See, in this story, I am lucky.  I got to grow up and move out, I got to go on and live my life and be happy with my wonderful husband and my beautiful little girl and now the new baby growing inside me.  But what about those who weren't so lucky?  My mom.  I have no idea how she does what she does everyday.  She is truly an inspiration.  I know she's not feeling like it lately.  And I know that she's having a rough time with everything that's been going on as of late.   I can honestly say I'm not sure I would have stayed with my dad as long as she has.  They've been together 27 years and I wonder how many times my mom has thought about leaving?  My mom needs help.  And I'm not sure how to do that.  I feel lost and helpless and I'm sure she does too.  But at the end of the day I don't have to deal with that every day and I feel bad about it.

His problems have become EVERYONE'S problems.  Anyone who knows me will tell you have have irrational fears of alcohol and what it does to people.  It's unhealthy and I know that.  I guess call me afraid to go down the same path as my father, or if someone close to me was an alcoholic, I would be devastated.  I am pretty sure that would be a deal breaker for me.  I'm aware that he won't get help til he's ready but really if he hasn't hit is rock bottom and gotten his reality check by now, I don't think it will ever happen.

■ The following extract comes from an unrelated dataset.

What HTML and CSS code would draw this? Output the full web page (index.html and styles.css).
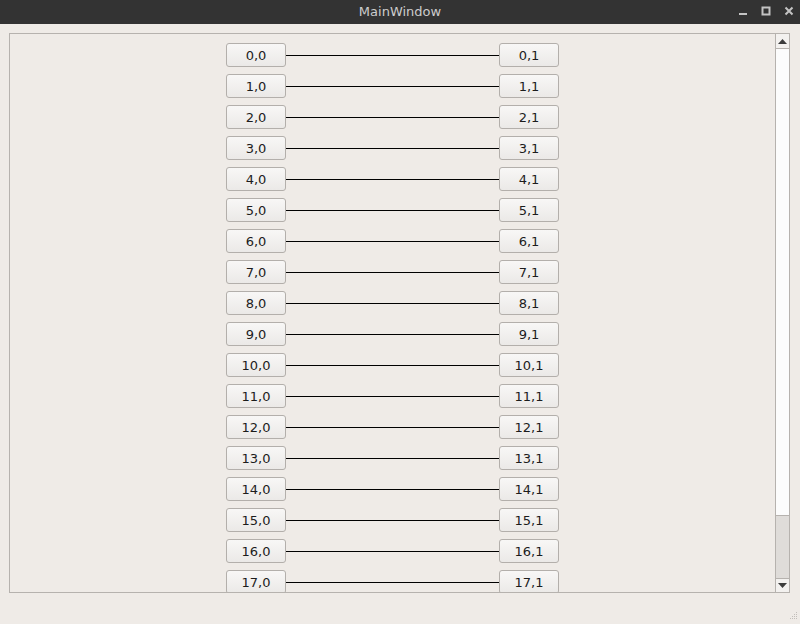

Man, I'm sorry for such a heavy post this morning.  In fact I debate even posting this wondering if these feelings and thoughts I have would be better kept inside.  But I guess the point of this is.  This is what I know and I'm just a daughter.  I can't imagine how much worse it is and I have no clue.  But I do know this.  Mom, You are not alone, I love you more than anything and want you to know that I may not be there physically to help but if you ever need anything or want to talk about it, call me.  No one should have to deal with all of that on their own.

Wednesday, May 26, 2010

Happy Birthday Lily!

Happy Birthday Baby Big Girl!

To the most beautiful, smart, spunky, wonderful 2 year old I know!  Hope you have had a fantastic 2 years, cause I sure know I have.

I love you more than I could ever tell you and look so forward to the next year and seeing you develop into the awesome person I know you'll be!

Tuesday, May 25, 2010

They're coming to take me away Ha Ha.

My To Do Lists that is.  I have a million of them and I never seem to fully get caught up on one list when another one creeps up on me.  Take for example my Housework To Do List.  We'll just use one task.  Laundry.  I finally think I'm caught up on it, WHAM there's another pile just laughing at me.  Or Dishes.  Thankfully Adam has been pretty helpful lately.  Otherwise I'm really not sure that we would have a single dish to eat off of.

The truth is, I feel like crap.  Pretty much all the time, and the rare times I do feel well the very last thing I want to do is clean.  I feel bad about this, I feel bad that I have no energy and everything makes me feel like puking.  I WANT to be a good wife, I WANT to be a good mother and I am just simply not feeling it right now.  I am thankful that lily is too young to remember the whining and crying I've been doing.  I mean really, What kind of example is that for her?  So I have spent a lot of time lately feeling guilty and feeling sorry for myself and basically making everyone around me miserable.  I have stopped emailing friends.  I don't care to go out and do anything.  I just want to lay in bed all day and not do a darn thing.  I feel like I am constantly disappointing people and getting on their nerves with my whining.  I try so hard not to but when you feel like crap it just sorta happens.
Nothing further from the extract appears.